Shaktivel Veluswamy, who runs the shop, let me savour the parotta first before I started talking. Inside the kitchen, orders flew. Parotta master Nayagan was busy mixing maida with water and oil, kneading vigorously. He pounded the dough with both hands and intermittently applied oil to its surface. “Practice is the only way to master this,” he smiled and continued for another 20 minutes, often stretching a part of the dough to test its elasticity. Once done, the dough was wrapped in a wet muslin cloth and set aside for 10 minutes.

On another side, the parotta kal, at least 10 times bigger than the normal tawa, was being heated.  At the centre, a pool of oil bubbled. The second parotta master, Surendran, announced his arrival by striking the long metal spatula against the hot iron tawa. Like a drum beat, he played on it for sometime and scraped the edges.

It was now Nayagan’s turn. The dough was unwrapped and kneaded again, then tossed, flipped, rolled and divided into 50 pieces the size of a tennis ball. With the rolling pin he flattened each ball into a thin sheet, folded it from bottom to top and then rolled to look like a long string, which he coiled into concentric circles. The coil was pressed between his palms before being placed it on the edge of the tawa. Once each parotta was uniformly baked, Surendran pushed it into the oil at the centre. The parottas were tossed, turned and deep-fried till golden brown. With a juggler’s skill, he lifted the parottas one on top of the other and transferred them on to a wire mesh to drain off the oil. When cool, it looked like a freshly baked biscuit. It was then crushed to pieces and piping hot salna poured over it.

It was not difficult to find my way to the next parotta shop. Rickshawallahs, auto drivers, bystanders, shopkeepers, cyclists and pedestrians directed me to four places — the Burma Kadai, Kamaliya, Banu and the Prince.

At these joints, the Ennai Parotta’s popularity is obvious. “It is a food of convenience, easy to serve, pack or deliver and also very filling,” says Shakthivel, whose shop sells 1,500 parottas a day. In the 1970s, it sold at Rs.1.50 a piece and in 1988 it was Rs.6. Burma Kadai was earlier famous for kothu parotta but the ennai parotta raced to the top about two decades ago.

My next stop is Kamaliya, which flips out 2,000 parottas daily. The characteristically crisp, parched-looking outer crust cracked in my mouth and left a lingering earthy aftertaste. In no time, the ennai parotta and vegetable curry, which was a tear jerker, disappeared.

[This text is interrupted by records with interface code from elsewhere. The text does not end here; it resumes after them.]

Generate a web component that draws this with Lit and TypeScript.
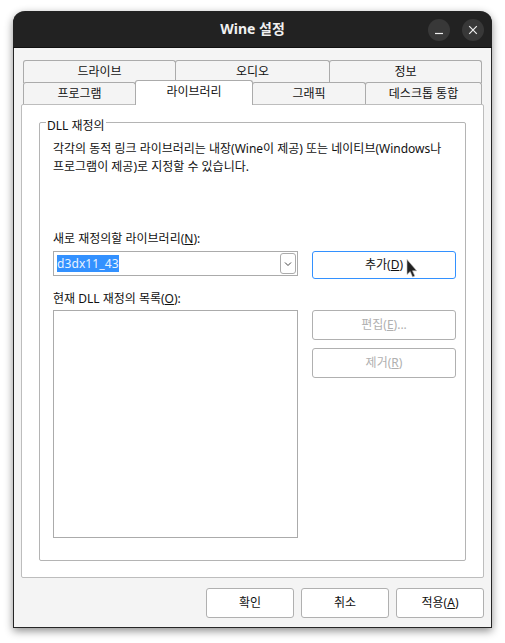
import { LitElement, html, css } from "lit";
import { customElement } from "lit/decorators.js";

@customElement("app-root")
export class AppRoot extends LitElement {
  static styles = css`
    :host { display: block; width: 505px; height: 643px; background: #fff; overflow: hidden; position: relative;
      font-family: "Noto Sans", "Noto Sans CJK KR", sans-serif; font-size: 12px; color: #111; line-height: 16px; }
    .page { padding: 11px 13px 0; box-sizing: border-box; height: 643px; }
    .window { width: 479px; height: 617px; box-sizing: border-box; background: #f4f4f4; border: 1px solid #262626; border-top: 0;
      border-radius: 12px 12px 0 0; box-shadow: 0 3px 9px rgba(0,0,0,.45); display: flex; flex-direction: column; }
    .title { height: 37px; flex: none; background: #222; border-radius: 12px 12px 0 0; display: grid; grid-template-columns: 1fr auto; align-items: center; position: relative; border-bottom: 1px solid #111; box-sizing: border-box; margin: 0 -1px; }
    .title-text { text-align: center; color: #f0f0f0; font-weight: 700; font-size: 14px; position: absolute; left: 0; right: 0; top: 10px; }
    .controls { grid-column: 2; display: flex; gap: 12px; padding-right: 8px; padding-top: 1px; }
    .ctl { width: 22px; height: 22px; border-radius: 50%; background: #383838; display: flex; align-items: center; justify-content: center; }
    .body { flex: 1; display: flex; flex-direction: column; padding: 12px 7px 9px; min-height: 0; }
    .tabs { display: flex; flex-direction: column; padding: 0 2px; height: 44px; flex: none; }
    .row { display: flex; height: 22px; flex: none; }
    .tab { box-sizing: border-box; border: 1px solid #ababab; border-bottom: 0; border-radius: 3px 3px 0 0; background: #f4f4f4;
      display: flex; align-items: center; justify-content: center; height: 23px; margin-right: -1px; }
    .row.front .tab { padding-bottom: 1px; }
    .row.front .tab.sel { background: #fff; height: 25px; margin-top: -2px; position: relative; z-index: 2; padding-bottom: 2px; }
    .t153 { width: 153px; } .t155 { width: 155px; } .t113 { width: 113px; } .t118 { width: 118px; } .t114 { width: 114px; } .t117 { width: 117px; }
    .panel { flex: 1; box-sizing: border-box; background: #fff; border: 1px solid #bdbdbd; border-radius: 2px; padding: 17px 17px 16px; display: flex; min-height: 0; }
    .group { flex: 1; box-sizing: border-box; border: 1px solid #b4b4b4; border-radius: 2px; position: relative; padding: 17px 9px 21px 13px; display: flex; flex-direction: column; }
    .group > * { flex: none; }
    .legend { position: absolute; left: 6px; top: -5px; background: #fff; padding: 0 1px; }
    .desc { margin: 0; line-height: 18px; width: 395px; height: 54px; white-space: nowrap; }
    .lab { height: 16px; margin-top: 37px; }
    .lab2 { height: 16px; margin-top: 12px; }
    .cols { display: grid; grid-template-columns: 245px 144px; column-gap: 14px; }
    .cols.add { margin-top: 4px; height: 28px; }
    .cols.cur { margin-top: 3px; }
    .combo { box-sizing: border-box; width: 245px; height: 25px; border: 1px solid #ababab; display: flex; align-items: center; justify-content: space-between; padding: 0 1px 0 3px; }
    .sel-text { background: #3391ff; color: #eaf3ff; font-size: 12px; line-height: 17px; letter-spacing: .1px; }
    .arrow { width: 16px; height: 21px; box-sizing: border-box; border: 1px solid #ababab; border-radius: 3px; display: flex; align-items: center; justify-content: center; background: #fff; }
    .btn { box-sizing: border-box; border: 1px solid #b0b0b0; border-radius: 3px; background: #fff; display: flex; align-items: center; justify-content: center; height: 30px; width: 144px; }
    .btn.focus { border-color: #3391ff; height: 28px; }
    .btn.dis { color: #b0b0b0; }
    .list { box-sizing: border-box; width: 245px; height: 228px; border: 1px solid #ababab; }
    .side { display: flex; flex-direction: column; gap: 8px; }
    u { text-underline-offset: 1px; }
    .foot { display: flex; justify-content: flex-end; gap: 7px; margin-top: 10px; flex: none; }
    .foot .btn { width: 88px; }
    .cursor { position: absolute; left: 406px; top: 259px; }
  `;

  render() {
    return html`<div class="page"><div class="window">
      <div class="title">
        <div class="title-text">Wine 설정</div>
        <div class="controls">
          <div class="ctl"><svg width="10" height="10" viewBox="0 0 10 10"><path d="M1 8.5h8" stroke="#eee" stroke-width="1.2"/></svg></div>
          <div class="ctl"><svg width="10" height="10" viewBox="0 0 10 10"><path d="M1.2 1.2l7.6 7.6M8.8 1.2l-7.6 7.6" stroke="#eee" stroke-width="1.2"/></svg></div>
        </div>
      </div>
      <div class="body">
        <div class="tabs">
          <div class="row">
            <div class="tab t153">드라이브</div>
            <div class="tab t155">오디오</div>
            <div class="tab t153">정보</div>
          </div>
          <div class="row front">
            <div class="tab t113">프로그램</div>
            <div class="tab sel t118">라이브러리</div>
            <div class="tab t114">그래픽</div>
            <div class="tab t117">데스크톱 통합</div>
          </div>
        </div>
        <div class="panel">
          <div class="group">
            <div class="legend">DLL 재정의</div>
            <p class="desc">각각의 동적 링크 라이브러리는 내장(Wine이 제공) 또는 네이티브(Windows나<br>프로그램이 제공)로 지정할 수 있습니다.</p>
            <div class="lab">새로 재정의할 라이브러리(<u>N</u>):</div>
            <div class="cols add">
              <div class="combo"><span class="sel-text">d3dx11_43</span>
                <span class="arrow"><svg width="8" height="6" viewBox="0 0 8 6"><path d="M1 1.5l3 3 3-3" fill="none" stroke="#444" stroke-width="1"/></svg></span></div>
              <div class="btn focus"><span>추가(<u>D</u>)</span></div>
            </div>
            <div class="lab2">현재 DLL 재정의 목록(<u>O</u>):</div>
            <div class="cols cur">
              <div class="list"></div>
              <div class="side">
                <div class="btn dis"><span>편집(<u>E</u>)...</span></div>
                <div class="btn dis"><span>제거(<u>R</u>)</span></div>
              </div>
            </div>
          </div>
        </div>
        <div class="foot">
          <div class="btn">확인</div>
          <div class="btn">취소</div>
          <div class="btn"><span>적용(<u>A</u>)</span></div>
        </div>
      </div>
    </div></div>
    <svg class="cursor" width="12" height="20" viewBox="0 0 12 20"><path d="M1 .5v15l3.2-3 2.4 5.5 2.2-1-2.3-5.2h4.2z" fill="#222" stroke="#bbb" stroke-width=".6"/></svg>`;
  }
}
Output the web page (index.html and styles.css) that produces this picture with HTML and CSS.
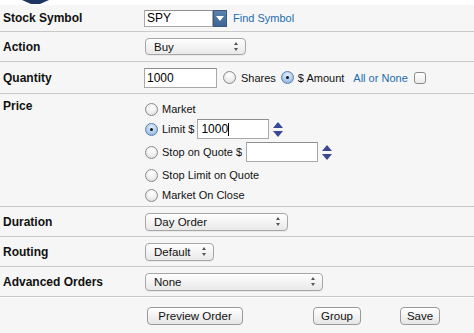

Parottas mean business for the restaurateurs, but they rue that the street shops that sprout all over the town after 7.00 p.m. give them stiff competition. Says Balamurugan, a parotta master of 15 years at Prince Hotel, “The Ennai Parotta is ideal for those who can’t afford frequent meals and want to keep hunger at bay.”

It’s rush hour when the market plunges into darkness. Inverter or generator-powered lights come up. At a distance, a row of shacks is dimly lit by lanterns. The Excellent Parotta Stall catches my eye and I decide to take a chance. Ashok is busy in his open air kitchen. He tosses one parotta fresh off the tawa on my plate. It looks like an oversized jangri. “The dough,” explains the street chef, “should be tight yet soft.”

At the small shops with a seating arrangement ranging from four to 10, the crowds start swelling. I peek into Ganesh Parotta Shop with two tables, soot-covered ceiling, and wires hanging down. But parottas sizzle and bob in boiling oil. The one at Saravanan’s Stall is smaller, thicker and fillingAt Kanthiraja’s street stall, people are impatient to tuck in but are forced to wait. He sells 500 parottas daily and an additional 250 on weekends. But he admits that, given the pressure, he is unable to enjoy his job. His hands and back ache after those six crucial hours every evening.

It is amazing to watch the endless streams of Ennai Parottas emerge from these kitchens, like a mini parotta factory coming alive on the streets by night. Most of these shops sell parottas for Rs.6-8 a piece.

I admit, for once, I threw caution to the winds. The ambience and the dish broke my inhibitions. However, the experience of savouring the delicious Ennai Parottas on a shoestring budget is a dieter’s nightmare. The full-stomach feeling seems to last forever.